## Stated exercise
In the entries below, count every line containing "Write". Return the number and nothing else.

## Records for this task
• • •
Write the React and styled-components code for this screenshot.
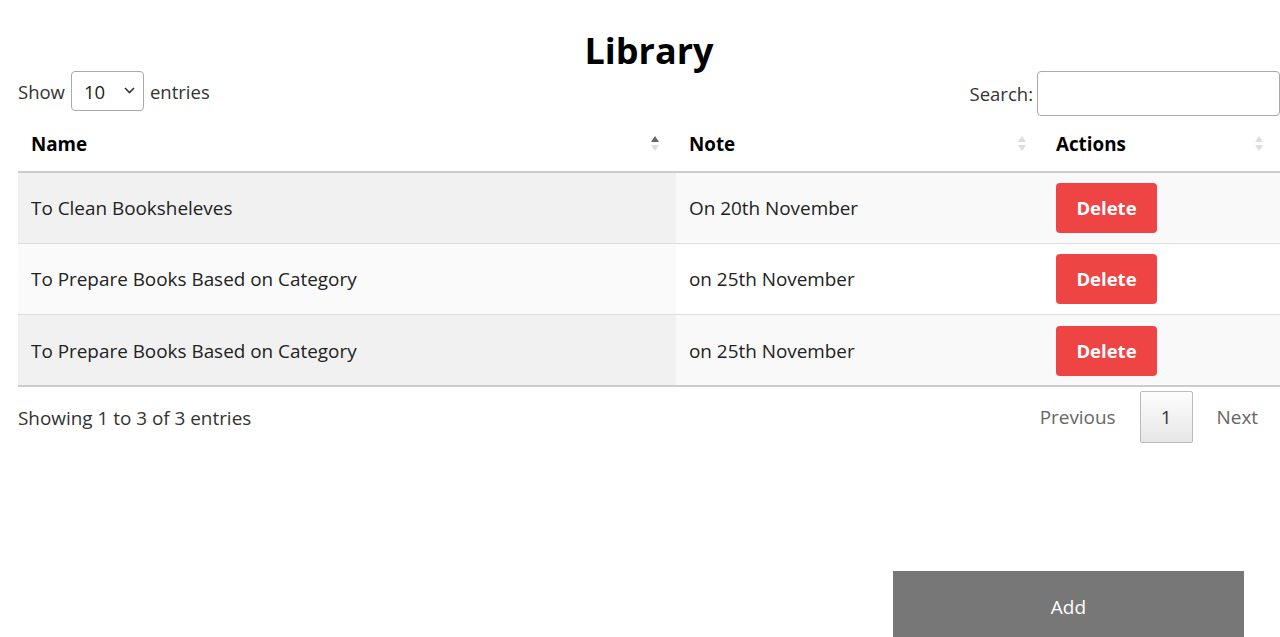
• • •
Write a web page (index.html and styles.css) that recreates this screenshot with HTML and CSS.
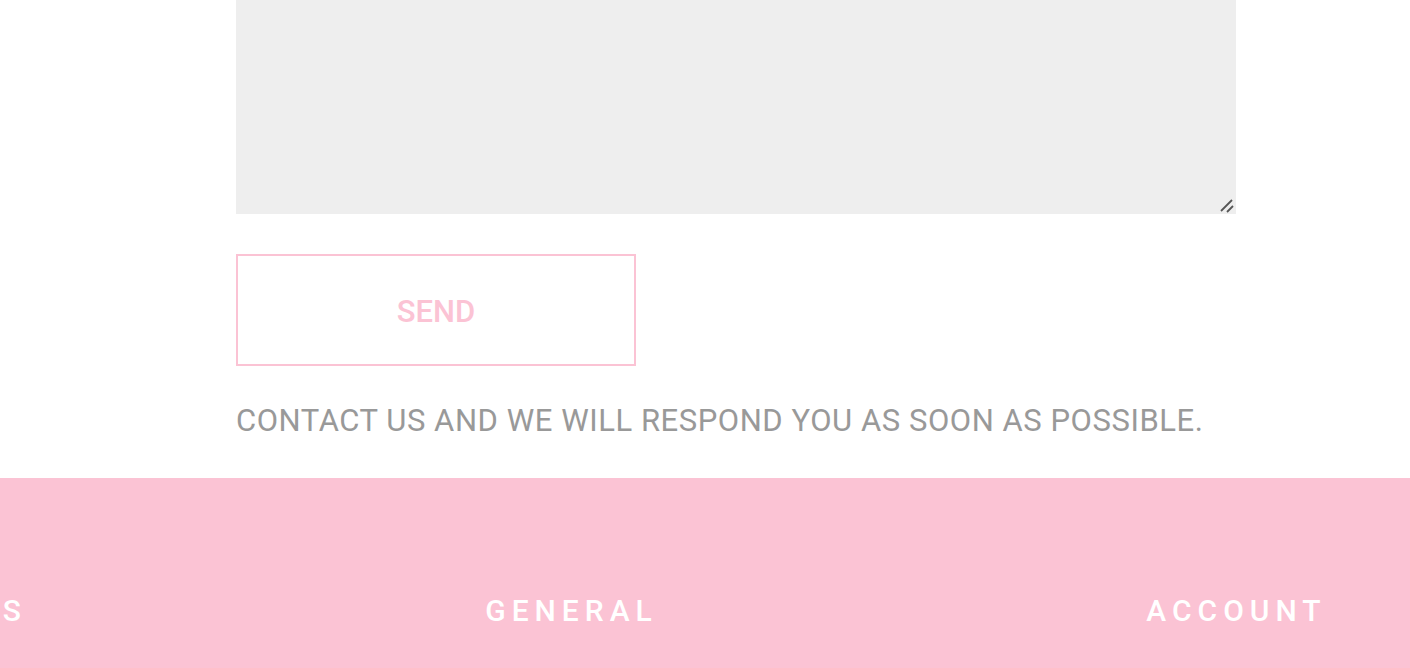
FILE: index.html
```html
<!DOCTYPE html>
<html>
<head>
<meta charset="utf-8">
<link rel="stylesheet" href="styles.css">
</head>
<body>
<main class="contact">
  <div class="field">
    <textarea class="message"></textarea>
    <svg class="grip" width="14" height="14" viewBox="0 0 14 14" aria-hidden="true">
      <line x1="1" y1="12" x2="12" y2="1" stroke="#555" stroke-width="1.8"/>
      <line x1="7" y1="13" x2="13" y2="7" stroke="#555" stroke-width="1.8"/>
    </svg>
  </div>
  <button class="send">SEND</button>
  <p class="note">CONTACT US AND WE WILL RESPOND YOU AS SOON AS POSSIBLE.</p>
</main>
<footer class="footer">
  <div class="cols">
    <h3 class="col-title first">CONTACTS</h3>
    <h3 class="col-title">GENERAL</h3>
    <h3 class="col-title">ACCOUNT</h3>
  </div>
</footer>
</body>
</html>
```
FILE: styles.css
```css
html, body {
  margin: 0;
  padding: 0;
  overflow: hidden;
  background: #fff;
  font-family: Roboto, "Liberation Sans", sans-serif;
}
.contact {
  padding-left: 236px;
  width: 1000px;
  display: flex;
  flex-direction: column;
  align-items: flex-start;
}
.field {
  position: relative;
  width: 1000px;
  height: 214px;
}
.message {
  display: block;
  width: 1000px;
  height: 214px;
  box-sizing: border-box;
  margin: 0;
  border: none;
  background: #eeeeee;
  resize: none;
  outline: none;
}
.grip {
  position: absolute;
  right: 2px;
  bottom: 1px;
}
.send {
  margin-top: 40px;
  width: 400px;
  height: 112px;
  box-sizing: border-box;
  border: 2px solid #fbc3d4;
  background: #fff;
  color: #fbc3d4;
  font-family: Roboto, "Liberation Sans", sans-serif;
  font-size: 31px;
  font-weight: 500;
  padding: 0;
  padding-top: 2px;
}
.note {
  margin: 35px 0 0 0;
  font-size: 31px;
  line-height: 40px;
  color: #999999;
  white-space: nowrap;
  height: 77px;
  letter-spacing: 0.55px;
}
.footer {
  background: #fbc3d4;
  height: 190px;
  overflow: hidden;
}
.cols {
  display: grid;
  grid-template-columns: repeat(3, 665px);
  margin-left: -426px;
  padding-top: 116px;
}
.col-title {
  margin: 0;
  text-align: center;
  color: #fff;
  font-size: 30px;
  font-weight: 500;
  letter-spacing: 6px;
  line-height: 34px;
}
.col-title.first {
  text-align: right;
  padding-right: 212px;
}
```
• • •
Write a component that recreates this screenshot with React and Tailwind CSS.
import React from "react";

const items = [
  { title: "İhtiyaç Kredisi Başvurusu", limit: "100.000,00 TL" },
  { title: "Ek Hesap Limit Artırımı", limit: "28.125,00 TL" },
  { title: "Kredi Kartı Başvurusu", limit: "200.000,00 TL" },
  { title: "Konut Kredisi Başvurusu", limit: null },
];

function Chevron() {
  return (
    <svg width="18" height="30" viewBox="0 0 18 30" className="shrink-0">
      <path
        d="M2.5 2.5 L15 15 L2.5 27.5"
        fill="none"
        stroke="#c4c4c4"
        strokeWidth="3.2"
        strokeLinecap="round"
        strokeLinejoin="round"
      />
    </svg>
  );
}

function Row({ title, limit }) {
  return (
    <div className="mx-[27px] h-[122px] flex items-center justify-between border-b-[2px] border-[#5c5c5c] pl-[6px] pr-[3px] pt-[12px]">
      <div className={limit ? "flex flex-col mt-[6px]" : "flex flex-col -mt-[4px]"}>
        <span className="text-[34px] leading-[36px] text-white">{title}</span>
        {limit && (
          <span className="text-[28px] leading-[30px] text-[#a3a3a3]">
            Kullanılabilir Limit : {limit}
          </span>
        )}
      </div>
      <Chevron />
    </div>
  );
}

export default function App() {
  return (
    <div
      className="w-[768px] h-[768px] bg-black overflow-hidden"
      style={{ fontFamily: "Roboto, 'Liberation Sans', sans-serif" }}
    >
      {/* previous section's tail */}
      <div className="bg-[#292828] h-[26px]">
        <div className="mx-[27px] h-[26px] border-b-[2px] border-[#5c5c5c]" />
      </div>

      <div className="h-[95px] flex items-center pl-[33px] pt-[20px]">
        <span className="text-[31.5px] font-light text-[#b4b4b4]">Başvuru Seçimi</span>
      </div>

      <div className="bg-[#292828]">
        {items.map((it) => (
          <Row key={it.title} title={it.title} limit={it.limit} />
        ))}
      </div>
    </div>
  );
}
• • •
## Task response
3